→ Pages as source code
--
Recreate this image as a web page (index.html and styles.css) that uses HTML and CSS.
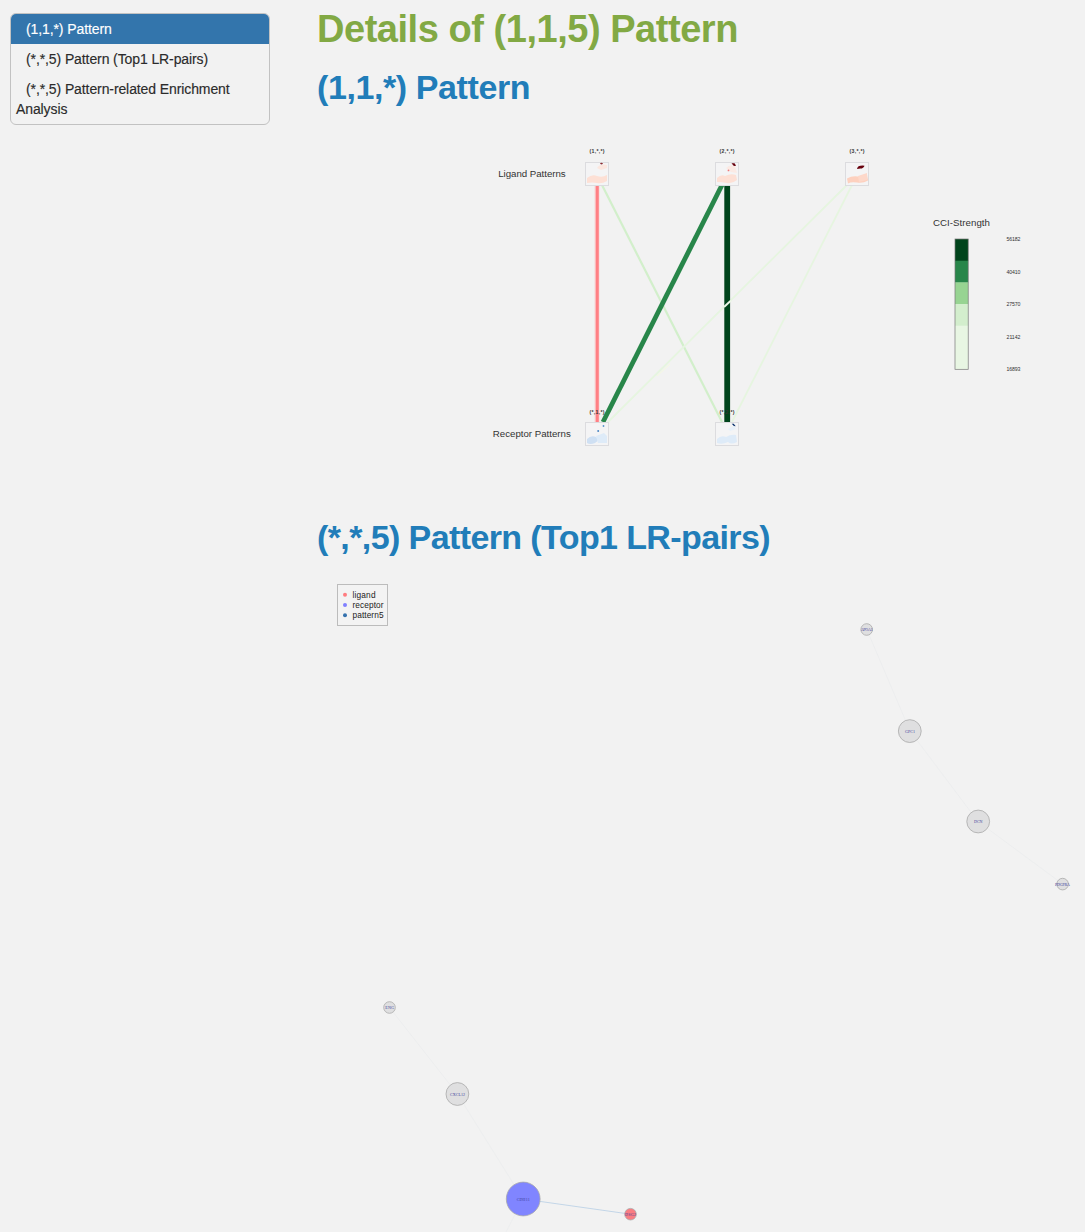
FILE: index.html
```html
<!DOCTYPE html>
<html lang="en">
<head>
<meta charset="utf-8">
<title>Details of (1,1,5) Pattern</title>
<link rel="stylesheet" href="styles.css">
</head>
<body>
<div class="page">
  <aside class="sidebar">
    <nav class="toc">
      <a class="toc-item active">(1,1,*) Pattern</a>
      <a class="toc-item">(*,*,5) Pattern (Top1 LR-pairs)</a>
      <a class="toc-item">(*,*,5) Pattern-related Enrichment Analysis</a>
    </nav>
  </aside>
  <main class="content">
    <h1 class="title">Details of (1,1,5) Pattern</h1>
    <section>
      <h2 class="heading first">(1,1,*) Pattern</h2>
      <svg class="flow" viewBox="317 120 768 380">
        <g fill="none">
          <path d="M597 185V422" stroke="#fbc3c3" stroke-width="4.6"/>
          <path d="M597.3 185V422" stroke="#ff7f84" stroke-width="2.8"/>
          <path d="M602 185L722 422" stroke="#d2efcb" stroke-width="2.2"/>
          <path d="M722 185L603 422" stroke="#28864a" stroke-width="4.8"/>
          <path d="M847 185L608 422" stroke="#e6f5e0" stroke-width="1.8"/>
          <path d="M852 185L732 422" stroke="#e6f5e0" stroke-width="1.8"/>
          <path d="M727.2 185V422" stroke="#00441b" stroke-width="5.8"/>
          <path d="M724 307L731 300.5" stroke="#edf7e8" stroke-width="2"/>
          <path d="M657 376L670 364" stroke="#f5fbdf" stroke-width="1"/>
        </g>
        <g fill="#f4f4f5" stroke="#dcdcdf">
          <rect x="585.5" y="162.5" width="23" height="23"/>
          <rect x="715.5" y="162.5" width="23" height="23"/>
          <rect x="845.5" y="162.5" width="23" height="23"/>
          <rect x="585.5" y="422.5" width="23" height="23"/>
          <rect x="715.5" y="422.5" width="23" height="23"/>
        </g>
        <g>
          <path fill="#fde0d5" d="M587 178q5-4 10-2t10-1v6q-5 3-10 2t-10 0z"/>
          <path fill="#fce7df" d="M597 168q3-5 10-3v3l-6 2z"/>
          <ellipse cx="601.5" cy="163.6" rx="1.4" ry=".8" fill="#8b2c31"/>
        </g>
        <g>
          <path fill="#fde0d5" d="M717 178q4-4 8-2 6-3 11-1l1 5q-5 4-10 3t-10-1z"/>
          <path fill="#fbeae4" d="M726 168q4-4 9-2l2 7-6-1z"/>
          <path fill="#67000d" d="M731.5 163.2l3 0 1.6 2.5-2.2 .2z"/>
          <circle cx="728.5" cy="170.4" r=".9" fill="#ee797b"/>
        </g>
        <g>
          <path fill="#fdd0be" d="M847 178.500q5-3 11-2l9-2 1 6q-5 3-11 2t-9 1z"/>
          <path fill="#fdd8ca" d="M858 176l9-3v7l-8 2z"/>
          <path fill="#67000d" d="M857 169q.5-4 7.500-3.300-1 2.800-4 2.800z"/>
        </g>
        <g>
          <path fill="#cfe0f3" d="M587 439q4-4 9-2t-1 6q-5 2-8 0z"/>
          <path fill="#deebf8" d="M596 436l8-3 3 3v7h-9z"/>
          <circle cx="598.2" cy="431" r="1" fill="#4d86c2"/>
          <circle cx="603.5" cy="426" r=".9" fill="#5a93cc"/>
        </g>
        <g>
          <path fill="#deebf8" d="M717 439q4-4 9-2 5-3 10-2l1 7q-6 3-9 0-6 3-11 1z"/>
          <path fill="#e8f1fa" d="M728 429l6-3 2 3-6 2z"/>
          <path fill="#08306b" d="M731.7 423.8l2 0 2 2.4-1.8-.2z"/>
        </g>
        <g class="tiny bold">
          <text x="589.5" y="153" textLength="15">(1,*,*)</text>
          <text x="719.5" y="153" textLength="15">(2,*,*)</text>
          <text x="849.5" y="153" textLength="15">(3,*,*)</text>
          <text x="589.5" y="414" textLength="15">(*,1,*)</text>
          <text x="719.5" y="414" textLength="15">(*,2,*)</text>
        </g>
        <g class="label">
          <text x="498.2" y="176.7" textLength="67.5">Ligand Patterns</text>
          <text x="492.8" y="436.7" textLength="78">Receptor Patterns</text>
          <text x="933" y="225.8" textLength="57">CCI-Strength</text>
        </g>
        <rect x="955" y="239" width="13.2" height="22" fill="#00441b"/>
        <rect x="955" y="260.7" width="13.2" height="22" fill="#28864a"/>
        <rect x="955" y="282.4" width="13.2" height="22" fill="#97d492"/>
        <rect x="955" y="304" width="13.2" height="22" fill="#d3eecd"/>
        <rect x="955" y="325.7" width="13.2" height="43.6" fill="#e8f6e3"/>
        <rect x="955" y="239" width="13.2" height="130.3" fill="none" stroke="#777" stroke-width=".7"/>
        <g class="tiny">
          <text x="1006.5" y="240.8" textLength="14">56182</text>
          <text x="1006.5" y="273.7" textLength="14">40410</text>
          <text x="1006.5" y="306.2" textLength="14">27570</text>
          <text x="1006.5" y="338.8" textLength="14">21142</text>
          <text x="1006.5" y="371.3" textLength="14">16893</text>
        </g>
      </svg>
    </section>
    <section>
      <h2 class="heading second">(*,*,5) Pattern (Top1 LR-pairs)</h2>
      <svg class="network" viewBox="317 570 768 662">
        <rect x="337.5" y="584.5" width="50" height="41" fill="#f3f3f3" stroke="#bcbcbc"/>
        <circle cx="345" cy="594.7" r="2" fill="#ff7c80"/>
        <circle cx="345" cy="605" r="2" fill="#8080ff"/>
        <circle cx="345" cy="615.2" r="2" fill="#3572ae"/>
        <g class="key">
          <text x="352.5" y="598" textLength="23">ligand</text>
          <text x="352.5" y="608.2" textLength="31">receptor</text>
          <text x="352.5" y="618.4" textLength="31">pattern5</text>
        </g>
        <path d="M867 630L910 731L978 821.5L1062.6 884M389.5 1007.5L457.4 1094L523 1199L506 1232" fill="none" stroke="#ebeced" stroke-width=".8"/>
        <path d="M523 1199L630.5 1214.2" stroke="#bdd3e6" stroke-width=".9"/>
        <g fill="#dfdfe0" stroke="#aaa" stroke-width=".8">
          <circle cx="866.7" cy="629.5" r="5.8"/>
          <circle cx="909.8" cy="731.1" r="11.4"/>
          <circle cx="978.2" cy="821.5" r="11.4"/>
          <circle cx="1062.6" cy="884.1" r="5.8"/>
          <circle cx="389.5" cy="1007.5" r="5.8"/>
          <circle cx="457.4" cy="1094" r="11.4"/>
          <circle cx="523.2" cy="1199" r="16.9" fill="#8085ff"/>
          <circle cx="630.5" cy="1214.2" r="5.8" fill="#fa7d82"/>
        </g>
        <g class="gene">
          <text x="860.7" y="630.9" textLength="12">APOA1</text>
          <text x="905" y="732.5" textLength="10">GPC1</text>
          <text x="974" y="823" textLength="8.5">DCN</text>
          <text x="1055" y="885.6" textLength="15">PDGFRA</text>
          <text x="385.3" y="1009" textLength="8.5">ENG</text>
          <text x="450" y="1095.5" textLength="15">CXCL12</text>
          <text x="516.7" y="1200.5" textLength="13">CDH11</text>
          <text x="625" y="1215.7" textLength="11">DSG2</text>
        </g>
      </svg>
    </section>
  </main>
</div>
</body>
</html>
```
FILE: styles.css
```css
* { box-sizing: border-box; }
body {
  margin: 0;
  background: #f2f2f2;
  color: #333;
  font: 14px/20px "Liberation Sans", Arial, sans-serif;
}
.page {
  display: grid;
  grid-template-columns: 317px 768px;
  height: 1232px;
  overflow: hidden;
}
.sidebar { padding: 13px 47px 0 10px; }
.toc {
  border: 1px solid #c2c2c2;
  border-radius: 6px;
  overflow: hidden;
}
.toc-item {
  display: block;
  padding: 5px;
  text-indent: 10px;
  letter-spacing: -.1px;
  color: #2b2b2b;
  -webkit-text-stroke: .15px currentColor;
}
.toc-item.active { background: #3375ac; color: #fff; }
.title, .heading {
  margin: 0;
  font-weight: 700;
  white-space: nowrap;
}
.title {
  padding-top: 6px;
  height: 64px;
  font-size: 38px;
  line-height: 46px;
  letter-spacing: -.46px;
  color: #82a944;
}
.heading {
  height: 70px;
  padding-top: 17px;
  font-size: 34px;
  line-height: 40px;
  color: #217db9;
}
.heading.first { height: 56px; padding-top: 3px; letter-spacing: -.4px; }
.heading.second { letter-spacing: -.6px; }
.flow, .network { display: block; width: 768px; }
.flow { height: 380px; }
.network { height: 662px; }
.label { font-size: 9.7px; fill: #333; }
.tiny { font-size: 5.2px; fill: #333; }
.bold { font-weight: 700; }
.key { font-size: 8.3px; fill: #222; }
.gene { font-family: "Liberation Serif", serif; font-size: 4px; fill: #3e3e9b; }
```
--
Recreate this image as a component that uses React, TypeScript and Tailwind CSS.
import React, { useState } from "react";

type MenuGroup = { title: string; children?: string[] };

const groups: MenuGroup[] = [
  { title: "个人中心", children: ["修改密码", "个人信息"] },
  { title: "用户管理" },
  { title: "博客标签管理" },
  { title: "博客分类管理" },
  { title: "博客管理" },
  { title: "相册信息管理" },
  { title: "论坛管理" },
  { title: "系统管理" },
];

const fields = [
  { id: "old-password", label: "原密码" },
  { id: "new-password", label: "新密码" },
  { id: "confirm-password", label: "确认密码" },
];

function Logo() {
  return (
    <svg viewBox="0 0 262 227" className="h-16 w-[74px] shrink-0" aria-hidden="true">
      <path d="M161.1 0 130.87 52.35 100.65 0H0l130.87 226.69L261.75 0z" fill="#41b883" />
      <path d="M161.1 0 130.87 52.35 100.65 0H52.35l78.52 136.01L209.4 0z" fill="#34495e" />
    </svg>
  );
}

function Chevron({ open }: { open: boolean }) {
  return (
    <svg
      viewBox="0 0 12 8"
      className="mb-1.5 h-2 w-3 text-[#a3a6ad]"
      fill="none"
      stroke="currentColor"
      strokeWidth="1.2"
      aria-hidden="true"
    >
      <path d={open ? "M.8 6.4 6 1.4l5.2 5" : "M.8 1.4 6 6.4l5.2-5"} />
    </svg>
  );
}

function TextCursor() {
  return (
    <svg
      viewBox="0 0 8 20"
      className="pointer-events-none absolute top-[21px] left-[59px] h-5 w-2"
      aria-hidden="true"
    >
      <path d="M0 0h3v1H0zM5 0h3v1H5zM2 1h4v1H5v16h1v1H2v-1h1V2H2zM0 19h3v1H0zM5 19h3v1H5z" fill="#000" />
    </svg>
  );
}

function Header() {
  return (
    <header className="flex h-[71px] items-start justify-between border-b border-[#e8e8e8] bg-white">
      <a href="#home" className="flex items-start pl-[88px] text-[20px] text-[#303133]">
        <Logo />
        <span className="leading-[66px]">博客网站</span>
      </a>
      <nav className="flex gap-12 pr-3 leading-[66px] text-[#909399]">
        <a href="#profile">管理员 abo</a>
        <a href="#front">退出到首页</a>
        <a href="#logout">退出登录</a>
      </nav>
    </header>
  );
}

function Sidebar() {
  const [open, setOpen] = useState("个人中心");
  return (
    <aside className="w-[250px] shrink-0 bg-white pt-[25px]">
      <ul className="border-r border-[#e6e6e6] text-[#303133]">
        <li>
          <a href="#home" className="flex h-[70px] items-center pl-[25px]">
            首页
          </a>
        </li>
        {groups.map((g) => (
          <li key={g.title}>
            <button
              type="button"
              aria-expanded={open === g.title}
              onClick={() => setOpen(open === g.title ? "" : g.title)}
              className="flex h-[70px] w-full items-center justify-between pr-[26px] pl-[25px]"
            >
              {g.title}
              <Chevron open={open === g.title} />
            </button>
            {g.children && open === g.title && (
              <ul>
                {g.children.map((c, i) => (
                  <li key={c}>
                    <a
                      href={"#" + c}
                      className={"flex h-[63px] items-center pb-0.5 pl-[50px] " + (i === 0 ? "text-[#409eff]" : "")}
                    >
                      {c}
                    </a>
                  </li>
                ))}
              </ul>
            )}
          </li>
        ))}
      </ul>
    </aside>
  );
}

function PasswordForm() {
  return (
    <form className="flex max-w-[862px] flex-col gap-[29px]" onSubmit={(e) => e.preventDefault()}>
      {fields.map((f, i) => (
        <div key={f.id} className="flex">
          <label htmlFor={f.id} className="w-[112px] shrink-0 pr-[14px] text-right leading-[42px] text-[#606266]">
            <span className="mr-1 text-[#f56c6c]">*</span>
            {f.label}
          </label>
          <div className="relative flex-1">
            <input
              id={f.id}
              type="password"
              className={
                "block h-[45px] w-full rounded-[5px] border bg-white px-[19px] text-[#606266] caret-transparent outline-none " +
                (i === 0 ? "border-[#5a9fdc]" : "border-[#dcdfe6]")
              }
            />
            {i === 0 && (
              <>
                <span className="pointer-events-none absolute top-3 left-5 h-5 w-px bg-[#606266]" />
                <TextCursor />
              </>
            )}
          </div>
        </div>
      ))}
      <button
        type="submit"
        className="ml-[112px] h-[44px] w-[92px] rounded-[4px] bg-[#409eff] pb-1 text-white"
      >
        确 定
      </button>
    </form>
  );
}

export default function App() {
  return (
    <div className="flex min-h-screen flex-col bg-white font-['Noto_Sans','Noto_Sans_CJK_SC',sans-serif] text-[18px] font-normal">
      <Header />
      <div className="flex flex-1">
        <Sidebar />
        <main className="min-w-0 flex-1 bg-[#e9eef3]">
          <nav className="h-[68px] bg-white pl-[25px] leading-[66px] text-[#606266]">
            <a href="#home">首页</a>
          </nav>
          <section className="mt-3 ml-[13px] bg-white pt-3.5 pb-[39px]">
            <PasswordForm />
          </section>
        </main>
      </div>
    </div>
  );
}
--
Work through the listing above and report how many lines include the string "that", with no other text.

→ SOLUTION
2